Depending on who you talk to, the Stuxnet worm was either very successful in delaying Iran’s nuclear program, not successful at all, or irrelevant because Iran hasn’t made the decision to shift from a nuclear energy proposal to a nuclear weapons one. What is not in dispute is that this represents an escalation of warfare into the digital realm, which even the President recognized:
Mr. Obama, according to participants in the many Situation Room meetings on Olympic Games, was acutely aware that with every attack he was pushing the United States into new territory, much as his predecessors had with the first use of atomic weapons in the 1940s, of intercontinental missiles in the 1950s and of drones in the past decade. He repeatedly expressed concerns that any American acknowledgment that it was using cyberweapons — even under the most careful and limited circumstances — could enable other countries, terrorists or hackers to justify their own attacks.
As Marcy Wheeler writes, this leads us into uncharted territory with another expansion of warfare, even at the same time stressing the need for international cooperation in this arena. Obama rationalizes this by saying that the US had no choice when it came to stopping Iran from acquiring nuclear weapons. That will be broadcast widely to hawkish voters in states Obama wants to win in November, that he was willing to make “tough choices” in our national security interests.
But the choices weren’t tough, they were actually short-sighted. They focused on a near-term issue, when the long-term ramifications of engaging in cyberwarfare, especially because of the ease of blowback, are so clear. In fact, this blowback happened almost right away. [cont’d.]
An error in the code, they said, had led it to spread to an engineer’s computer when it was hooked up to the centrifuges. When the engineer left Natanz and connected the computer to the Internet, the American- and Israeli-made bug failed to recognize that its environment had changed. It began replicating itself all around the world. Suddenly, the code was exposed, though its intent would not be clear, at least to ordinary computer users.

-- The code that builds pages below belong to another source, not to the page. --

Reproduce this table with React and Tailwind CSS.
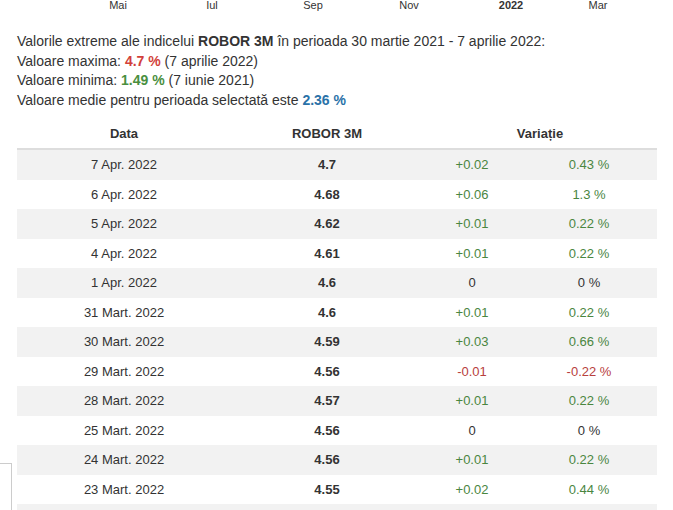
import React from "react";

const rows = [
  ["7 Apr. 2022", "4.7", "+0.02", "0.43 %"],
  ["6 Apr. 2022", "4.68", "+0.06", "1.3 %"],
  ["5 Apr. 2022", "4.62", "+0.01", "0.22 %"],
  ["4 Apr. 2022", "4.61", "+0.01", "0.22 %"],
  ["1 Apr. 2022", "4.6", "0", "0 %"],
  ["31 Mart. 2022", "4.6", "+0.01", "0.22 %"],
  ["30 Mart. 2022", "4.59", "+0.03", "0.66 %"],
  ["29 Mart. 2022", "4.56", "-0.01", "-0.22 %"],
  ["28 Mart. 2022", "4.57", "+0.01", "0.22 %"],
  ["25 Mart. 2022", "4.56", "0", "0 %"],
  ["24 Mart. 2022", "4.56", "+0.01", "0.22 %"],
  ["23 Mart. 2022", "4.55", "+0.02", "0.44 %"],
];

const axis = [
  ["Mai", 118, false],
  ["Iul", 212, false],
  ["Sep", 313, false],
  ["Nov", 409, false],
  ["2022", 511, true],
  ["Mar", 598, false],
];

function colorFor(v) {
  if (v.startsWith("+")) return "text-[#4a863f]";
  if (v.startsWith("-")) return "text-[#b8403d]";
  return "text-[#333333]";
}

export default function App() {
  return (
    <div
      className="relative w-[673px] h-[510px] overflow-hidden bg-white text-[#333333]"
      style={{ fontFamily: '"Liberation Sans", Arial, sans-serif' }}
    >
      <div className="relative h-[12px]">
        {axis.map(([t, x, b]) => (
          <span
            key={t}
            className={`absolute top-[-1px] -translate-x-1/2 text-[11px] leading-[13px] ${b ? "font-bold" : ""}`}
            style={{ left: x }}
          >
            {t}
          </span>
        ))}
      </div>

      <div className="mt-[20px] pl-[17px] text-[14px] leading-[19.6px]">
        <div>
          Valorile extreme ale indicelui <b>ROBOR 3M</b> în perioada 30 martie 2021 - 7 aprilie 2022:
        </div>
        <div>
          Valoare maxima: <b className="text-[#d23f3a]">4.7 %</b> (7 aprilie 2022)
        </div>
        <div>
          Valoare minima: <b className="text-[#4a8f3f]">1.49 %</b> (7 iunie 2021)
        </div>
        <div>
          Valoare medie pentru perioada selectată este <b className="text-[#2b72a8]">2.36 %</b>
        </div>
      </div>

      <div className="ml-[17px] mt-[8px] w-[640px] text-[13px]">
        <div className="flex h-[32px] items-center border-b-2 border-[#dddddd] font-bold">
          <div className="w-[214px] text-center">Data</div>
          <div className="w-[192px] text-center">ROBOR 3M</div>
          <div className="w-[234px] text-center">Variație</div>
        </div>
        {rows.map((r, i) => (
          <div
            key={i}
            className={`flex h-[29.5px] items-center ${i % 2 === 0 ? "bg-[#f2f2f2]" : "bg-white"}`}
          >
            <div className="w-[214px] text-center">{r[0]}</div>
            <div className="w-[192px] text-center font-bold">{r[1]}</div>
            <div className={`w-[98px] text-center ${colorFor(r[2])}`}>{r[2]}</div>
            <div className={`w-[136px] text-center ${colorFor(r[3] === "0 %" ? "0" : r[3].startsWith("-") ? "-" : "+")}`}>
              {r[3]}
            </div>
          </div>
        ))}
        <div className="h-[29.5px] bg-[#f2f2f2]" />
      </div>

      <div className="absolute left-0 top-[463px] h-[60px] w-[12px] border-t border-r border-[#cccccc]" />
    </div>
  );
}
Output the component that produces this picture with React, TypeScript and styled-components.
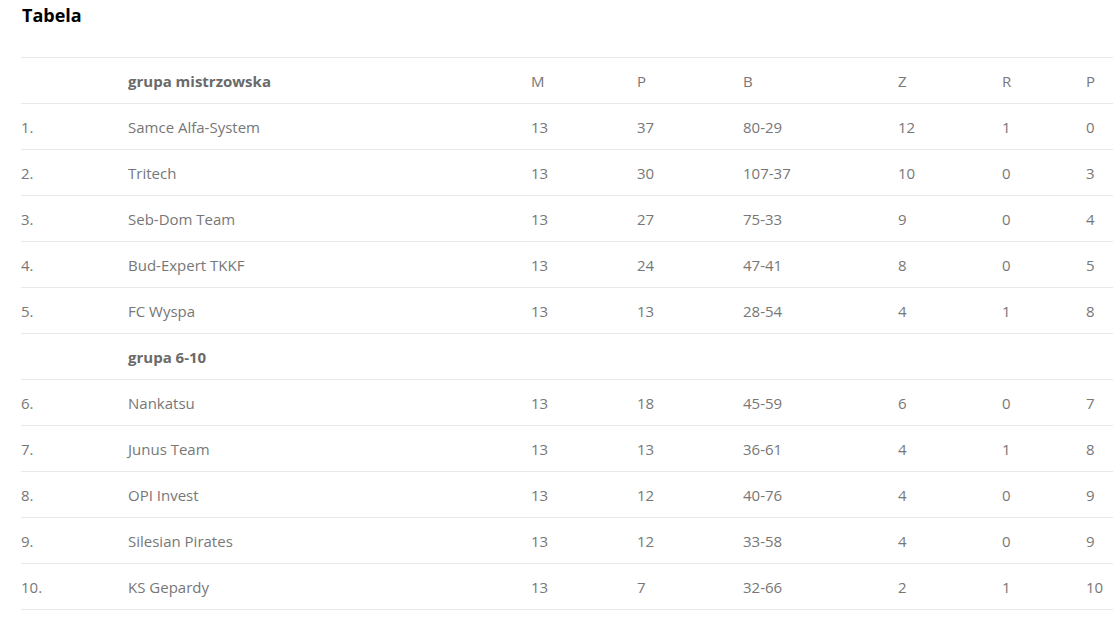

“We think there was a modification done by the Israelis,” one of the briefers told the president, “and we don’t know if we were part of that activity.”
If anything, there were limited consequences to this coding error, at least for the United States (it may have caused an explosion at an Iranian plant). The threat of escalating cyberwar taking out US weapons systems is pretty clear to see.
There’s also the amazing asymmetry between sanctioned and unsanctioned leaking in this Administration, where your criminalization or embrace depends on whose story you tell. The correlation between Sanger’s piece and James Risen’s reporting on a separate infiltration into the Iranian nuclear program – for which he received a subpoena, and for which the whistleblower who exposed the information to Risen is under prosecution – couldn’t be more stark.
Obviously, there’s a certain electoral frame being sought where the President is seen as a Tough Warrior. Any deviation from that leads to punishment. Some of the better reporters in the media are waking up to this and speaking out, but not enough.